Dove Luca sembra già avere in embrione lo sviluppo della sua personalissima idea di barocco, il Cavalier Calabrese (come veniva soprannominato Preti) resta ancora legato a soluzioni che dipendono in maniera sostanziale dalla rivoluzione merisiana.
Nella stessa sala si può ammirare un’opera magistrale di Bernardo Cavallino, una Santa Lucia che da un lato tocca le forme classiche inaugurate da Massimo Stanzione nelle sue mezze figure di Sante e dall’altro strizza ancora l’occhio al caravaggismo.
Ma è ancora una volta Giordano che stupisce in questa parte di mostra. La collezione De Vito ha impreziosito la sua presenza a Bergamo con il prestito di una delle opere più rare di “Luca Fa Presto” (così denominato nel Settecento per la rapidità con cui eseguiva le sue tele, ndr), una tela che dobbiamo definire decisamente unica nel catalogo del pittore napoletano, che con le sue “figure in un interno” della Scena di taverna, di Luca Giordano (1634-1705), olio su tela strizza fortemente l’occhio alla tradizione fiamminga che, con David Teniers e Van Ostade, si impone in tutta Europa come un trend collezionistico di assoluto successo.

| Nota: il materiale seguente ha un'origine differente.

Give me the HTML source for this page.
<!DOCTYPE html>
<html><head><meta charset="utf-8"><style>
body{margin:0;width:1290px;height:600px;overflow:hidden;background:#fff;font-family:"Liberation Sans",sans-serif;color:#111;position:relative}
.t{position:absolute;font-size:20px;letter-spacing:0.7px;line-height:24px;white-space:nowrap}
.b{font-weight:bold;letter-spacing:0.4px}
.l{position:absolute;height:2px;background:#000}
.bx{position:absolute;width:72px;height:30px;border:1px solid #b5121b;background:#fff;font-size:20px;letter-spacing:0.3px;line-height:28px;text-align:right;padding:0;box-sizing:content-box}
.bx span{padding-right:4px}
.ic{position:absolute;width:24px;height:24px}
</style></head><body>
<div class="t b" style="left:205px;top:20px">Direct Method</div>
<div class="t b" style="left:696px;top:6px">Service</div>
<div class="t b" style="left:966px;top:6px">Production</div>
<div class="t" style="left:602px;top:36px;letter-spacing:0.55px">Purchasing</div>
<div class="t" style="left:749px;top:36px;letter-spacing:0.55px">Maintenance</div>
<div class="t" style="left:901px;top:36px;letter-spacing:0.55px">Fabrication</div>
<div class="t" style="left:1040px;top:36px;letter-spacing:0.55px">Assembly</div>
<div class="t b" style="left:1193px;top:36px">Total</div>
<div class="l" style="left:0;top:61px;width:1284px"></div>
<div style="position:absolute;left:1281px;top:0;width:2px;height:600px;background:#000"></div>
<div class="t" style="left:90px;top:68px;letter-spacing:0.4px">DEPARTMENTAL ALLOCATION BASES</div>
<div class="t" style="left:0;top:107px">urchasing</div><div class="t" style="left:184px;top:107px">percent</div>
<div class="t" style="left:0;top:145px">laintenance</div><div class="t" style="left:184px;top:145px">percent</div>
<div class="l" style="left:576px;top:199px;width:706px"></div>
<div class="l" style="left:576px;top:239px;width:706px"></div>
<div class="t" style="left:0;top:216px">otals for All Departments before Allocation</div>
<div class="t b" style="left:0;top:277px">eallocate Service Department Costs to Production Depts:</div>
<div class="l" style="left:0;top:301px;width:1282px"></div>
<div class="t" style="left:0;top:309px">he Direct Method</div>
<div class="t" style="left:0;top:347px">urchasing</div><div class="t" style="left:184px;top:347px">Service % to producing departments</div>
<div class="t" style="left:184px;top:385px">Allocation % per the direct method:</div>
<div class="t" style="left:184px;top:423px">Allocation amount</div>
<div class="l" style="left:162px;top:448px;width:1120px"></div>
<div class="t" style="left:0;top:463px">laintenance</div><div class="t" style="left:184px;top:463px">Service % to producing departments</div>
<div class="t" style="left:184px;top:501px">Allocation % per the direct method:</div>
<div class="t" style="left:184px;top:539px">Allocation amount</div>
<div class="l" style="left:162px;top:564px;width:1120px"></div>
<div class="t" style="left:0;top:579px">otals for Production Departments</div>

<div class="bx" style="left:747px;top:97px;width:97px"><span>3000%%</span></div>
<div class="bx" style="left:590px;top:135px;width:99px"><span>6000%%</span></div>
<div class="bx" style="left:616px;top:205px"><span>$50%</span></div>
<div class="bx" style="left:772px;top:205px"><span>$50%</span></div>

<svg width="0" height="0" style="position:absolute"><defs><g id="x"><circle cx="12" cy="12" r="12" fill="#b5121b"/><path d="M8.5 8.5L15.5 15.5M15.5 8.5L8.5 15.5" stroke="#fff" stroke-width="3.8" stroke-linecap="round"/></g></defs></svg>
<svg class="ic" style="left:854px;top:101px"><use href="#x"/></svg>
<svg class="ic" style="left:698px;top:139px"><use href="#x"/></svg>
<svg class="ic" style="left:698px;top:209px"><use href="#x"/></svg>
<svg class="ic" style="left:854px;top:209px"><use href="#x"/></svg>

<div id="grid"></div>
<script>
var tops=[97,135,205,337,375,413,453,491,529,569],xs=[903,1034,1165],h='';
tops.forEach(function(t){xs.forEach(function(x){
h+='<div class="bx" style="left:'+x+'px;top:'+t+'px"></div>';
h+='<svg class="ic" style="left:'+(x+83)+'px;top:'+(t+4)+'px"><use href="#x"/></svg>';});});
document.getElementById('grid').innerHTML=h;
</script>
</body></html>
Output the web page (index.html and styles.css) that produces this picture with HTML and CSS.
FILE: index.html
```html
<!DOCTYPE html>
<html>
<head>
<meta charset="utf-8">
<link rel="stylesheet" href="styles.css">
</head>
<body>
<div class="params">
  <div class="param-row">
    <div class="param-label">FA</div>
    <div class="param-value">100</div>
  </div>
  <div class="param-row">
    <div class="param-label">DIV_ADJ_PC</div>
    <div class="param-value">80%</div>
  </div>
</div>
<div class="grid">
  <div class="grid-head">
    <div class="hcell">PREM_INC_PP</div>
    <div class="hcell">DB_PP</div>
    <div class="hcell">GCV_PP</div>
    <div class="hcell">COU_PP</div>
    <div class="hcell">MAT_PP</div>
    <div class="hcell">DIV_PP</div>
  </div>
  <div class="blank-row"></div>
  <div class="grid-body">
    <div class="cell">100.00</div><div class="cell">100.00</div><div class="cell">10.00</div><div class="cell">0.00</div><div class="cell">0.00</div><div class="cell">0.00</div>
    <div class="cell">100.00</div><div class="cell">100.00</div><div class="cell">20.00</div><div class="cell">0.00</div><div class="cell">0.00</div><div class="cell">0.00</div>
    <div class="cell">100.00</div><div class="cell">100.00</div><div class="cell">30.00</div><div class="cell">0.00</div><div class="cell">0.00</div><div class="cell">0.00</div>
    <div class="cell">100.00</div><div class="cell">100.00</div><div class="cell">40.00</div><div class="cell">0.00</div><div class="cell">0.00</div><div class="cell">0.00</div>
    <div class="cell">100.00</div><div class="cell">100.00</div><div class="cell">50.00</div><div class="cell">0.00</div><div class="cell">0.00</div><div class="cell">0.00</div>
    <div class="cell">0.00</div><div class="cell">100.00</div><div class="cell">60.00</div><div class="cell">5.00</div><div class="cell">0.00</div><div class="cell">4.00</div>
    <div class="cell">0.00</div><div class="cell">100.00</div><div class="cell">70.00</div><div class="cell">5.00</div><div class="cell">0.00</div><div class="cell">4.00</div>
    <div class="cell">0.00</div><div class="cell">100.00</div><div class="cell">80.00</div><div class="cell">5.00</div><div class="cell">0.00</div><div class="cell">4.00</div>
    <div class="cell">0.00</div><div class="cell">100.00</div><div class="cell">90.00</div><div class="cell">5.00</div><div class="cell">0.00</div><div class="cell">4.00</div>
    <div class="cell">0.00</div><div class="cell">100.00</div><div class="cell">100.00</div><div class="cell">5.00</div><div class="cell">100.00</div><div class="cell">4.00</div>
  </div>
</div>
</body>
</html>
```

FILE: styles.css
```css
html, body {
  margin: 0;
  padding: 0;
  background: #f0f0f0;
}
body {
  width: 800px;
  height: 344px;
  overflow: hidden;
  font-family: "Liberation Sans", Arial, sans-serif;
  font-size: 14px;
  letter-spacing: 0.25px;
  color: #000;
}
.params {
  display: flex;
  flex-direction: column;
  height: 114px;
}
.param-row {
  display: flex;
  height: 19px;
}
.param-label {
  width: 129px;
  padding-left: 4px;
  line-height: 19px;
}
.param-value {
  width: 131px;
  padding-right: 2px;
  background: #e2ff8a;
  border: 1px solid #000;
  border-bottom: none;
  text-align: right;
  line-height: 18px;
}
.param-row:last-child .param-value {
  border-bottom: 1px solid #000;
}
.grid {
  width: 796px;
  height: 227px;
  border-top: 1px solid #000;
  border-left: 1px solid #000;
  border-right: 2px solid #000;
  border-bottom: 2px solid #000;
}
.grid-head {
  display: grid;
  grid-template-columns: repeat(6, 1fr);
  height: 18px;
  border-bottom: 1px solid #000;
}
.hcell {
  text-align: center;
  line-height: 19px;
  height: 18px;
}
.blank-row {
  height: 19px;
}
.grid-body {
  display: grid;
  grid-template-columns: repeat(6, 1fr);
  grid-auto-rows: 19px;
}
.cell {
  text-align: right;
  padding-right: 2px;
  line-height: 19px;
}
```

È in particolar modo la figura della bevitrice che sconvolge più di tutto perché è una citazione diretta da Rembrandt, artista che quindi doveva essere ben noto tramite incisioni e dipinti al nostro Luca, che dimostra in questo caso di avere una grande informazione su quali fossero gli autori internazionali di maggior importanza.
Per quei pochi che ancora si destreggiano nel complicato lavoro del conoscitore, questo lavoro rappresenta una gioia per gli occhi ed un catalogo interessante per apprezzare l’eclettismo di Luca Giordano, semmai ve ne fosse stato bisogno.
Un dipinto che funge da prologo al vero e proprio apice della mostra, che si realizza nella sala dedicata al ciclo di Pedrengo e che ci offre una panoramica chiarissima sull’attività di un precocissimo Luca. Le quattro tele, normalmente collocate all’interno dell’abside di Sant’Evasio nel paesino in provincia di Bergamo, vengono esposte al pubblico per la prima volta e ci deliziano mostrandoci un Giordano fortemente impressionato da Ribera che tende a rievocare con un sapiente e violento uso del chiaroscuro.
Avvicinandosi per ammirare da vicino i particolari tecnici di questa sua fase, si rileva immediatamente un intensivo uso del nero fumo per i bruni, che diventa un vero e proprio marchio di fabbrica della sua fase giovanile e che andrà perdendo nel corso della sua evoluzione barocca.
In queste quattro scene di martirio (Lapidazione di San Paolo, Martirio di San Bartolomeo, Sant’Andrea deposto dalla croce e Martirio di San Pietro), il linguaggio è ancora marcatamente caravaggesco e testimonia, una volta in più, quanto Napoli si fece permeare da questa rivoluzione pittorica. Dopo questa sbornia di altissima qualità pittorica, che vi giuro è una cosa mai vista, il tono si abbassa di molto, tanto da essere costretti a transitare malinconicamente per un outro dedicato al Nicola Malinconico, allievo ahimè poco dotato del mitico Fa Presto… una sala totalmente inutile se non per fini filologici.